# What the task requires:
Images are not part of the copy; transcribe all the data exactly.

-- Start Collected material --

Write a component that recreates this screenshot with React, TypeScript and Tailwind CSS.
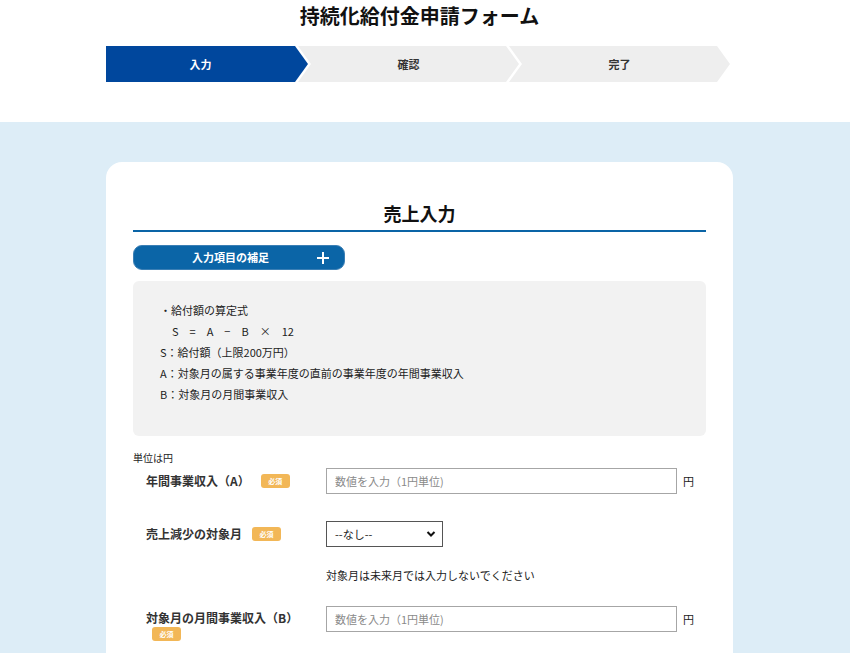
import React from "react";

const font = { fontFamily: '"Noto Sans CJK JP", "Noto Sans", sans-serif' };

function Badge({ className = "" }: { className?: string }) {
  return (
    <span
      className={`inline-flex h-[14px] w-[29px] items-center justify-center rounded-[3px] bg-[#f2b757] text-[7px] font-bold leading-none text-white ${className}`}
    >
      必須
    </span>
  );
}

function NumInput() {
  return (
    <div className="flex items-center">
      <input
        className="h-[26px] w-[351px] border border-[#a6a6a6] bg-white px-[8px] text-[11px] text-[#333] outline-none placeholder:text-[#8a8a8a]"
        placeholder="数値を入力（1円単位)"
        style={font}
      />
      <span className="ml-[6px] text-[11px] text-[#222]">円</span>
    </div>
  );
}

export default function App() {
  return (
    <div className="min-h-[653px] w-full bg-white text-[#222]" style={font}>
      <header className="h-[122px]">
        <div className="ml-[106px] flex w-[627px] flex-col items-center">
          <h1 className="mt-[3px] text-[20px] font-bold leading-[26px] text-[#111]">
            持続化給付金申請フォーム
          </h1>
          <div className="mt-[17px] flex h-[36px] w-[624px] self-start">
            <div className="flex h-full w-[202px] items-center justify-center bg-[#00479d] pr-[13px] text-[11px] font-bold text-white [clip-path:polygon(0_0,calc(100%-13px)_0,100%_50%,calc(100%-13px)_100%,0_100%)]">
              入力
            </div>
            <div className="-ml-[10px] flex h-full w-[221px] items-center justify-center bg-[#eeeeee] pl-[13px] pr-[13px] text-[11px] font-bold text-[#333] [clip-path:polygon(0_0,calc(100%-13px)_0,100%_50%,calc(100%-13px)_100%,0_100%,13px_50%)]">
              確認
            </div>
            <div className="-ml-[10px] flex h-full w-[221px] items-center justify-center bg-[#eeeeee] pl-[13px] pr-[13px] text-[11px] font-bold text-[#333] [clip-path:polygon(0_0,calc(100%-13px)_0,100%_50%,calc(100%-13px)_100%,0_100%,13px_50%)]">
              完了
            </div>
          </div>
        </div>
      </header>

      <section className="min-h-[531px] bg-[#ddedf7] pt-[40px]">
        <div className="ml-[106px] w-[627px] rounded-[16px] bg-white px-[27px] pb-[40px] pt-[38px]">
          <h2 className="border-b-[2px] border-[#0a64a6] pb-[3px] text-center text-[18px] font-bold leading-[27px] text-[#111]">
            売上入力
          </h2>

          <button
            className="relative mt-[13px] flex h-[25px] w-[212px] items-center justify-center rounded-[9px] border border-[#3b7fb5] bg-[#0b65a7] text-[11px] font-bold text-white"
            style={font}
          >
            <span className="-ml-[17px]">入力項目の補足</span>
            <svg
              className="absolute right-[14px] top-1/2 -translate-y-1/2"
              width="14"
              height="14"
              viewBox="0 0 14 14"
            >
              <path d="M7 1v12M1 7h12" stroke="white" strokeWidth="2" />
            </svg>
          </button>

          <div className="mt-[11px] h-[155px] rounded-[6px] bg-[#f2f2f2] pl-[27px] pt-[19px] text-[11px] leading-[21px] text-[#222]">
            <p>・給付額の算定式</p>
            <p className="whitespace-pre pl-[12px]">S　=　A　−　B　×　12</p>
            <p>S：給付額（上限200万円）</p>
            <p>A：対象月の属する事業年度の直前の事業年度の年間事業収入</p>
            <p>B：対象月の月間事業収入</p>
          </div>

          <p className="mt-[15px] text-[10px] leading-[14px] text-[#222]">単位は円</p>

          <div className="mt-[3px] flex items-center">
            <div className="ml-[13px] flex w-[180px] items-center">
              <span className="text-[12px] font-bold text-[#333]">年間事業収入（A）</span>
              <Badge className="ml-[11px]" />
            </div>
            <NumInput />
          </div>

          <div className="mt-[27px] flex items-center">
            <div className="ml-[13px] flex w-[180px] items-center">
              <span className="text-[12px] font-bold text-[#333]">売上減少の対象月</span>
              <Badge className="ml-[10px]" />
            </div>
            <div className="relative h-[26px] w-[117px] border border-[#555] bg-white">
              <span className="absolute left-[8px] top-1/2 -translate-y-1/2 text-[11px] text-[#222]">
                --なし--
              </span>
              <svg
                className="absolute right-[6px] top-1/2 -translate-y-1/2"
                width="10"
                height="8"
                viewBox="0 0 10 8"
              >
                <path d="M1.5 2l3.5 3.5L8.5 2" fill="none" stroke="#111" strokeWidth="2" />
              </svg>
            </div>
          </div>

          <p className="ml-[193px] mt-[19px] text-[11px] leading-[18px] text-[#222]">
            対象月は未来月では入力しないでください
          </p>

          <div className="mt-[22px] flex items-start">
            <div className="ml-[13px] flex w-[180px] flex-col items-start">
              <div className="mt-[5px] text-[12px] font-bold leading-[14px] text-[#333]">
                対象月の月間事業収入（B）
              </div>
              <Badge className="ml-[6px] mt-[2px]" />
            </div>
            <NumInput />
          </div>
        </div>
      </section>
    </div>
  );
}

-- End Collected material --

# Worked solution:
Write a component that recreates this screenshot with React, TypeScript and Tailwind CSS.
import React from "react";

const font = { fontFamily: '"Noto Sans CJK JP", "Noto Sans", sans-serif' };

function Badge({ className = "" }: { className?: string }) {
  return (
    <span
      className={`inline-flex h-[14px] w-[29px] items-center justify-center rounded-[3px] bg-[#f2b757] text-[7px] font-bold leading-none text-white ${className}`}
    >
      必須
    </span>
  );
}

function NumInput() {
  return (
    <div className="flex items-center">
      <input
        className="h-[26px] w-[351px] border border-[#a6a6a6] bg-white px-[8px] text-[11px] text-[#333] outline-none placeholder:text-[#8a8a8a]"
        placeholder="数値を入力（1円単位)"
        style={font}
      />
      <span className="ml-[6px] text-[11px] text-[#222]">円</span>
    </div>
  );
}

export default function App() {
  return (
    <div className="min-h-[653px] w-full bg-white text-[#222]" style={font}>
      <header className="h-[122px]">
        <div className="ml-[106px] flex w-[627px] flex-col items-center">
          <h1 className="mt-[3px] text-[20px] font-bold leading-[26px] text-[#111]">
            持続化給付金申請フォーム
          </h1>
          <div className="mt-[17px] flex h-[36px] w-[624px] self-start">
            <div className="flex h-full w-[202px] items-center justify-center bg-[#00479d] pr-[13px] text-[11px] font-bold text-white [clip-path:polygon(0_0,calc(100%-13px)_0,100%_50%,calc(100%-13px)_100%,0_100%)]">
              入力
            </div>
            <div className="-ml-[10px] flex h-full w-[221px] items-center justify-center bg-[#eeeeee] pl-[13px] pr-[13px] text-[11px] font-bold text-[#333] [clip-path:polygon(0_0,calc(100%-13px)_0,100%_50%,calc(100%-13px)_100%,0_100%,13px_50%)]">
              確認
            </div>
            <div className="-ml-[10px] flex h-full w-[221px] items-center justify-center bg-[#eeeeee] pl-[13px] pr-[13px] text-[11px] font-bold text-[#333] [clip-path:polygon(0_0,calc(100%-13px)_0,100%_50%,calc(100%-13px)_100%,0_100%,13px_50%)]">
              完了
            </div>
          </div>
        </div>
      </header>

      <section className="min-h-[531px] bg-[#ddedf7] pt-[40px]">
        <div className="ml-[106px] w-[627px] rounded-[16px] bg-white px-[27px] pb-[40px] pt-[38px]">
          <h2 className="border-b-[2px] border-[#0a64a6] pb-[3px] text-center text-[18px] font-bold leading-[27px] text-[#111]">
            売上入力
          </h2>

          <button
            className="relative mt-[13px] flex h-[25px] w-[212px] items-center justify-center rounded-[9px] border border-[#3b7fb5] bg-[#0b65a7] text-[11px] font-bold text-white"
            style={font}
          >
            <span className="-ml-[17px]">入力項目の補足</span>
            <svg
              className="absolute right-[14px] top-1/2 -translate-y-1/2"
              width="14"
              height="14"
              viewBox="0 0 14 14"
            >
              <path d="M7 1v12M1 7h12" stroke="white" strokeWidth="2" />
            </svg>
          </button>

          <div className="mt-[11px] h-[155px] rounded-[6px] bg-[#f2f2f2] pl-[27px] pt-[19px] text-[11px] leading-[21px] text-[#222]">
            <p>・給付額の算定式</p>
            <p className="whitespace-pre pl-[12px]">S　=　A　−　B　×　12</p>
            <p>S：給付額（上限200万円）</p>
            <p>A：対象月の属する事業年度の直前の事業年度の年間事業収入</p>
            <p>B：対象月の月間事業収入</p>
          </div>

          <p className="mt-[15px] text-[10px] leading-[14px] text-[#222]">単位は円</p>

          <div className="mt-[3px] flex items-center">
            <div className="ml-[13px] flex w-[180px] items-center">
              <span className="text-[12px] font-bold text-[#333]">年間事業収入（A）</span>
              <Badge className="ml-[11px]" />
            </div>
            <NumInput />
          </div>

          <div className="mt-[27px] flex items-center">
            <div className="ml-[13px] flex w-[180px] items-center">
              <span className="text-[12px] font-bold text-[#333]">売上減少の対象月</span>
              <Badge className="ml-[10px]" />
            </div>
            <div className="relative h-[26px] w-[117px] border border-[#555] bg-white">
              <span className="absolute left-[8px] top-1/2 -translate-y-1/2 text-[11px] text-[#222]">
                --なし--
              </span>
              <svg
                className="absolute right-[6px] top-1/2 -translate-y-1/2"
                width="10"
                height="8"
                viewBox="0 0 10 8"
              >
                <path d="M1.5 2l3.5 3.5L8.5 2" fill="none" stroke="#111" strokeWidth="2" />
              </svg>
            </div>
          </div>

          <p className="ml-[193px] mt-[19px] text-[11px] leading-[18px] text-[#222]">
            対象月は未来月では入力しないでください
          </p>

          <div className="mt-[22px] flex items-start">
            <div className="ml-[13px] flex w-[180px] flex-col items-start">
              <div className="mt-[5px] text-[12px] font-bold leading-[14px] text-[#333]">
                対象月の月間事業収入（B）
              </div>
              <Badge className="ml-[6px] mt-[2px]" />
            </div>
            <NumInput />
          </div>
        </div>
      </section>
    </div>
  );
}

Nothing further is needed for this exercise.